水質試料(環境水、排出水)からのダイオキシン類の抽出法として、“ダイオフロック®”(三浦工業株式会社製)を用いた方法を導入する場合には、以下のいずれかの方法による確認試験を行い、当該製品を用いた測定の妥当性を評価して下さい。また、それら確認試験及び評価資料のうち試験方法の概要、測定値及び評価結果が解る資料を認定申請書記載事項変更届(以下「変更届」という)提出の際に添付していただくのが望ましいです。もし、当該資料の提出がなくダイオフロック®導入後のフォローアップ調査または更新審査においても確認できなかった場合は不適合になる可能性がありますので予めご了承下さるようお願いします。
- ①実水質試料(環境水または排水)1検体以上について、JIS K0312記載の公定法(固相抽出または液-液抽出法)との併行測定を行い、クリンアップスパイク回収率に加え定量対象成分濃度(試料中ネイティブ成分濃度、TEF保有成分29種及びPCDD/F同族体8種)の比較評価を行う。
- ②市販の認証標準水質試料1検体以上を測定し、クリンアップスパイク回収率に加え、定量対象成分濃度の認証値との比較評価を行う。
(解説)
ダイオキシン類に係る特定計量証明事業の認定基準(平成14年経済産業省告示77号)の運用・解釈(平成14年3月29日)では、計量証明の方法における公定法の一部を変更した方法を用いる場合、申請事業者に対して妥当性確認(目的適合性の客観的根拠を提供するもの)の提示を求めている。
「ダイオフロック®法」は、試料水中溶存ダイオキシン類を粉末活性炭へ吸着させ、また微細コロイド状粒子(に吸着したダイオキシン類)をポリ塩化アルミニウム(PAC)の働きで凝集沈降させることにより、両者を濾過濾紙上に捕捉するという方法である。
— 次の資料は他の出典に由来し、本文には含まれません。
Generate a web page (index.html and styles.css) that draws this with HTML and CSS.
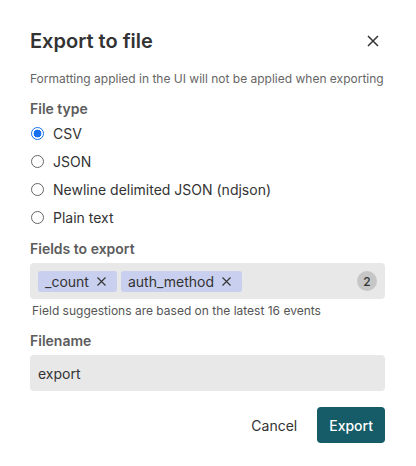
FILE: index.html
```html
<!DOCTYPE html>
<html lang="en">
<head>
<meta charset="utf-8">
<title>Export to file</title>
<link rel="stylesheet" href="styles.css">
</head>
<body>
<div class="dialog">
  <div class="header">
    <h1 class="title">Export to file</h1>
    <button class="close" aria-label="Close">
      <svg width="12" height="12" viewBox="0 0 12 12"><path d="M1 1 L11 11 M11 1 L1 11" stroke="#333" stroke-width="1.5" fill="none"/></svg>
    </button>
  </div>
  <p class="note">Formatting applied in the UI will not be applied when exporting</p>

  <div class="label">File type</div>
  <div class="radios">
    <label class="radio"><span class="dot checked"></span><span>CSV</span></label>
    <label class="radio"><span class="dot"></span><span>JSON</span></label>
    <label class="radio"><span class="dot"></span><span>Newline delimited JSON (ndjson)</span></label>
    <label class="radio"><span class="dot"></span><span>Plain text</span></label>
  </div>

  <div class="label label-gap">Fields to export</div>
  <div class="tagbox">
    <span class="tag">_count<svg class="tag-x" width="9" height="9" viewBox="0 0 9 9"><path d="M0.5 0.5 L8.5 8.5 M8.5 0.5 L0.5 8.5" stroke="#333" stroke-width="1.1" fill="none"/></svg></span>
    <span class="tag">auth_method<svg class="tag-x" width="9" height="9" viewBox="0 0 9 9"><path d="M0.5 0.5 L8.5 8.5 M8.5 0.5 L0.5 8.5" stroke="#333" stroke-width="1.1" fill="none"/></svg></span>
    <span class="count">2</span>
  </div>
  <p class="help">Field suggestions are based on the latest 16 events</p>

  <div class="label label-gap2">Filename</div>
  <div class="input">export</div>

  <div class="actions">
    <button class="btn btn-text">Cancel</button>
    <button class="btn btn-primary">Export</button>
  </div>
</div>
</body>
</html>
```
FILE: styles.css
```css
* { box-sizing: border-box; }
html, body { margin: 0; padding: 0; background: #fff; }
body {
  font-family: Inter, "Noto Sans", "Liberation Sans", sans-serif;
  color: #333;
  width: 416px;
  height: 466px;
  overflow: hidden;
}
.dialog {
  padding: 29px 31px 0 30px;
}
.header {
  display: flex;
  align-items: center;
  justify-content: space-between;
  height: 24px;
}
.title {
  margin: 0;
  font-size: 20px;
  line-height: 24px;
  font-weight: 600;
  color: #333;
}
.close {
  width: 24px;
  height: 24px;
  border: 0;
  background: none;
  padding: 0;
  display: flex;
  align-items: center;
  justify-content: center;
  margin-right: 0;
}
.note {
  margin: 18px 0 0;
  font-size: 12px;
  line-height: 16px;
  color: #666;
}
.label {
  margin-top: 12px;
  font-size: 14px;
  line-height: 20px;
  font-weight: 600;
  color: #5c5c5c;
}
.label-gap { margin-top: 8px; }
.label-gap2 { margin-top: 12px; }
.radios {
  display: flex;
  flex-direction: column;
}
.radio {
  display: flex;
  align-items: center;
  height: 28px;
  font-size: 14px;
  color: #333;
  gap: 9px;
}
.dot {
  width: 13px;
  height: 13px;
  border-radius: 50%;
  border: 1px solid #666;
  background: #fff;
  flex: none;
  margin-left: 1px;
}
.dot.checked {
  border: 1.5px solid #1670f0;
  background: radial-gradient(circle, #1670f0 0 3.6px, #fff 4.2px);
}
.tagbox {
  margin-top: 4px;
  height: 36px;
  background: #e8e8e8;
  border-radius: 4px;
  display: flex;
  align-items: center;
  padding: 0 8px;
  gap: 4px;
}
.tag {
  display: inline-flex;
  align-items: center;
  height: 21px;
  background: #c9cfee;
  border-radius: 3px;
  padding: 0 11px 0 7px;
  font-size: 14px;
  color: #333;
  gap: 8px;
}
.tag-x { flex: none; }
.count {
  margin-left: auto;
  width: 20px;
  height: 20px;
  border-radius: 50%;
  background: #c6c6c6;
  font-size: 12px;
  font-weight: 500;
  display: flex;
  align-items: center;
  justify-content: center;
  color: #333;
}
.help {
  margin: 4px 0 0 2px;
  font-size: 12px;
  line-height: 16px;
  color: #555;
}
.input {
  margin-top: 4px;
  height: 36px;
  background: #e8e8e8;
  border-radius: 4px;
  display: flex;
  align-items: center;
  padding: 0 8px;
  font-size: 14px;
  color: #333;
}
.actions {
  margin-top: 16px;
  display: flex;
  justify-content: flex-end;
  gap: 8px;
}
.btn {
  height: 36px;
  border: 0;
  border-radius: 4px;
  padding: 0 12px;
  font-family: inherit;
  font-size: 14px;
}
.btn-text {
  background: none;
  color: #333;
}
.btn-primary {
  background: #155c68;
  color: #fff;
  font-weight: 500;
}
```
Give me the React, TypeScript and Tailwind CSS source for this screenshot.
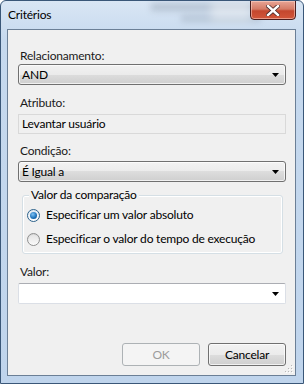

この抽出方法は、粉末活性炭を吸着固相とみなせばJIS K0312 6.4.3b)1)で述べられている「固相抽出法」に該当すると考えられるが、凝集沈殿工程が含まれていることから「固相抽出法」と同等ではなく、したがって、同項1.1)及び1.2)に規定されている試験(水道水を用いた内標準の添加回収試験)を行うのみでは妥当性評価がなされたとはみなさない。製品供給元である三浦工業株式会社が上述の評価試験に加え、実試料を用いたJIS記載公定法との比較検証について十分数の試験を行い、データを公表している(http://www.miuraz.co.jp/e_science/doc/index.html#d_flock)ものの、操作時の留意事項(pH調整、凝集方法、ソックスレー抽出時の留意点、等)が多く、それらのデータのみでは、新たに採用する全事業者が適切に測定を行えるとは言い難い。すなわち、製品としての妥当性ではなく、固相吸着・凝集沈殿およびソックスレー抽出を含む抽出操作全般についての妥当性を、採用する事業者毎に確認する必要がある。“操作手順の確認(導入前試験)という捉え方から、検討試料数は1以上であればよい。水質試料については、試料中に存在するネイティブ成分と添加内標準の試料における存在形態(SS吸着態、コロイド成分吸着態、完全な溶存態、試料瓶吸着態)を同一にすることが不可能であることから、確認対象として添加内標準(クリーンアップスパイク)の回収率のみの評価は不十分である。測定方法の妥当性を確認するために、試料水中ネイティブ成分の定量値も同時に評価する必要がある。得られた結果について、次の両条件を満足していることを確認する。
- 添加内標準物質の回収率が規定の範囲内(50~120%)であること。
- 各定量対象成分濃度が、公定法により得られる濃度または認証値とほぼ同等であること
※これらの文章は、皆様の疑問や不安にお応えするためにできるだけわかりやすく書かれたものです。詳しくは、関連法令、認定基準などをご参照下さい。